Distressing revelations

We knew president Bush had little legal, moral misgivings about international laws, but Obama has gone one better.

The writer was Pakistan’s ambassador to the EU from 2002-2004 and to the US in 1999 tariq.fatemi@tribune.com.pk

The past week could not have been a pleasant one for Americans, at least for those few that take an interest in matters of state policy or have some understanding of the admirable principles enshrined in the Constitution.

For a start, we had the sad spectacle of defence secretary-designate Chuck Hagel being grilled during his confirmation hearings by Republican senators, but not about his views on the department’s budget or even about the war in Afghanistan. These issues held little interest to these honourable elected representatives. Instead, their effort was to “bully him into a rigid position on Israel policy”, as commented by The New York Times. It is, therefore, no surprise that this newspaper, which has been a strong advocate for Israel, was constrained to lament that “the sad truth is that there is more honest discussion about American-Israeli policy in Israel, than in this country”.

We were then greeted with the news that a secret legal review on the use of cyber weapons had come to the conclusion that the president has the power to order a pre-emptive strike if the US detects credible evidence of a major digital attack looming from abroad. While details have been kept a closely guarded secret, US officials have admitted that President Barack Obama did authorise the only known use of cyber weapons by one state against another. This was early in his first term when he ordered the use of cyber-attacks against Iran’s nuclear enrichment facilities.

The US has thus entered into a gray zone of international law, which permits a country to defend itself against threats, but not to unleash an attack on the mere presumption of an adversary’s motives or intentions. In particular, the right of pre-emption has been severely criticised for undertaking armed action on conjecture, as was evident in Bush’s decision to attack Iraq.


The same week, we were treated to a rather ingenious assertion by White House officials that drone attacks were “legal, ethical and wise”. This was prompted by media criticism of the leaked Justice Department memo which claimed that it was legal to kill US citizens abroad, if believed that they were senior al Qaeda leaders who posed an “imminent” threat of violent attack against Americans. Of course, the memo adopts an elastic definition of an “imminent” threat, while rejecting any role for courts to review or restrain such decisions.

The memo was released as Obama’s counterterrorism advisor and nominee for CIA Director was preparing for confirmation hearings before the Intelligence Committee. Not surprisingly, the American Civil Union characterised the paper as “a profoundly disturbing document” and one that was “hard to believe was produced in a democracy built on checks and balances”. A number of senators have also questioned the president’s power to authorise the killing of Americans, without due process of law.

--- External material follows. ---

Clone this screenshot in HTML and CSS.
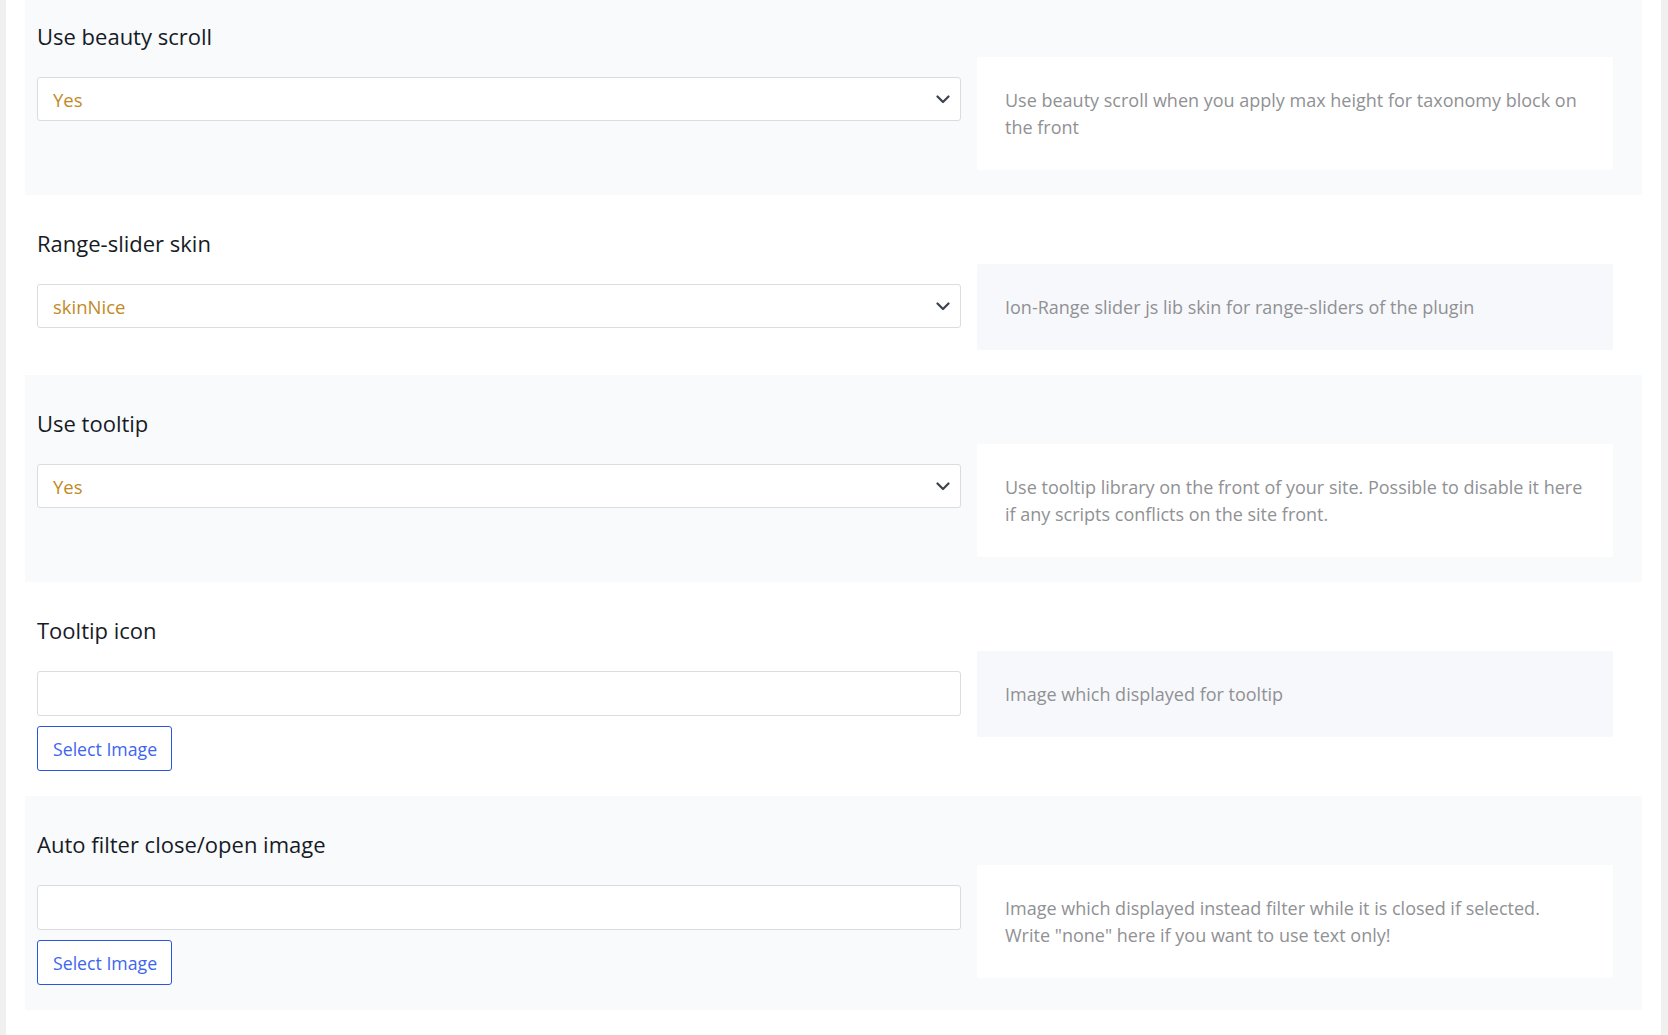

As if all this was not enough to send a shudder down the spine of those who believed that the US was not only a democracy but one strongly committed to supremacy of law and therefore, different from authoritarian states that disposed off their citizens with nary a second thought, it was also revealed that the US had used its enormous powers to not only browbeat such dictatorial regimes as those of Pervez Musharraf and Hosni Mubarak, but even such icons of democracy as Canada, Australia and Denmark, to offer their services and facilities to run secret detention, rendition and interrogation programmes. Incidentally, the Senate Intelligence Committee’s 6,000-page report on CIA’s programme remains classified. So much for this bastion of freedom and human rights!

While we all knew that former president George Bush had little, if any legal or moral misgivings about violating the sanctity of international laws, his much trumpeted successor has gone one better, claiming for the executive extraordinary powers, without review by either the legislature or the judiciary, of the kind never envisaged by the founding fathers. Dictatorial regimes must surely be rejoicing.

Published in The Express Tribune, February 13th, 2013.